Schau dir mal deine Lebensbereiche an und reflektiere, in welchem Bereich du welche Rolle einnimmst. 

Du kannst niemanden retten, der oder die nicht gerettet werden möchte

Wenn du Menschen immer alles abnimmst, Schulden zahlst, Geld leihst, ... müssen sie nicht selbst aktiv werden. Es schwächt sie in ihrer Selbstverantwortung, bringt sie nicht ins Tun und belässt sie in ihrer Opferrolle. Du hilft ihnen oft mehr, wenn du (liebevoll) NEIN sagst und ihnen aber deine Hilfe/ Unterstützung auf anderer Ebene zusicherst. 

Ich weiß, es ist sehr, sehr schwer jemanden, den man liebt leiden zu sehen, aber ich denke, dass viele Menschen den Fall ins tiefe schwarze Loch oder eine schwere Erkrankung brauchen, um „aufzuwachen“.

Du kannst das deinem Gegenüber nicht abnehmen, denn jede Person hat ihren eigenen individuellen Lebensweg und somit Erfahrungen, die er oder sie am Weg machen muss. 

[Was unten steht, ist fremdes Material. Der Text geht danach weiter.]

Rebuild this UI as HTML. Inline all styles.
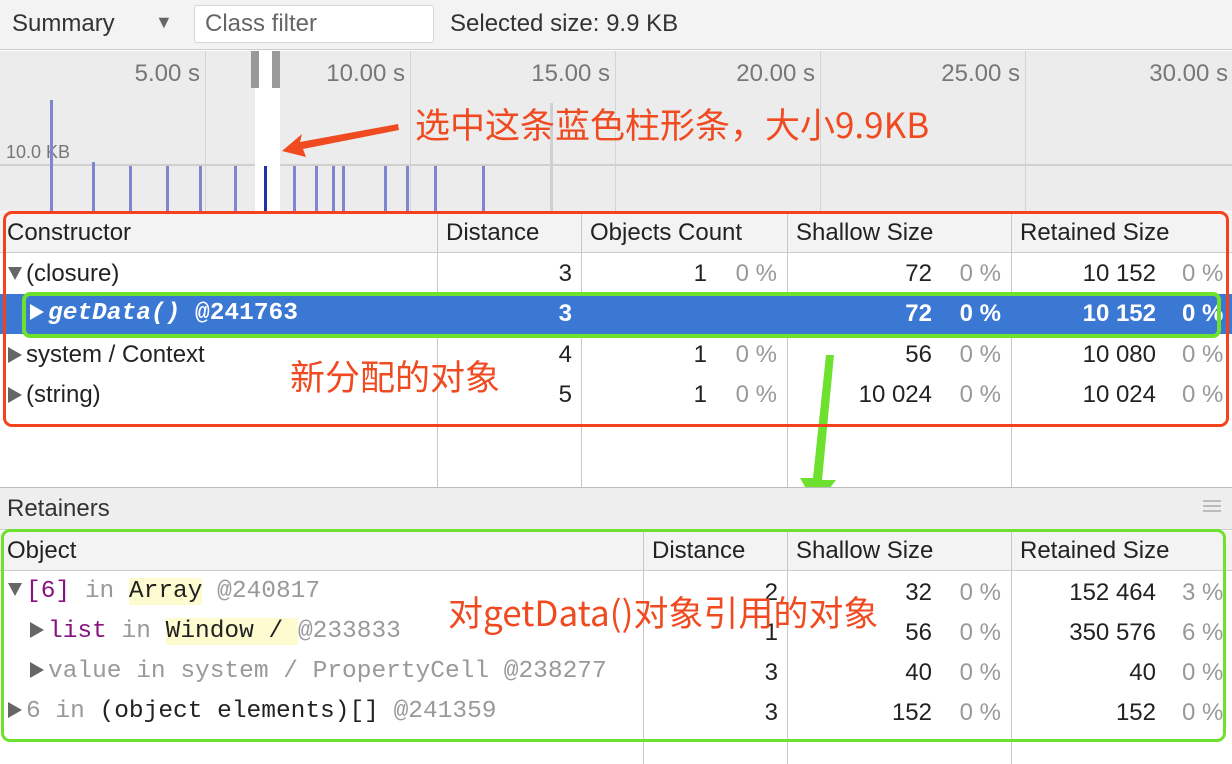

Wie du aus dem Dramadreieck aussteigen kannst

Beobachte, halte inne und tritt aus der Situation heraus

Wenn du einmal anfängst, dich mit diesem Thema zu beschäftigen, wird dir immer mehr auffallen, wie oft dich Menschen im Außen (unbewusst) in dieses Dramadreieck hineinziehen wollen. Ich lese inzwischen Mails und Nachrichten zweimal durch, um neutral zu sein und eben nicht als Held:in, Opfer oder Bösewicht aus der Situation hervorzugehen. 

Auch als ich das noch nicht so aktiv gelebt habe, hatte ich mir abgewöhnt, in der Emotion (die vielleicht eine Nachricht in mir auslöst) zurückzuschreiben. Ich habe das Handy immer kurz weggelegt und die Emotionen vorbeiziehen lassen, um dann in einer neutraleren Weise zu antworten. Inzwischen habe ich viel weniger Missverständnisse oder Konflikte in meinem Umfeld.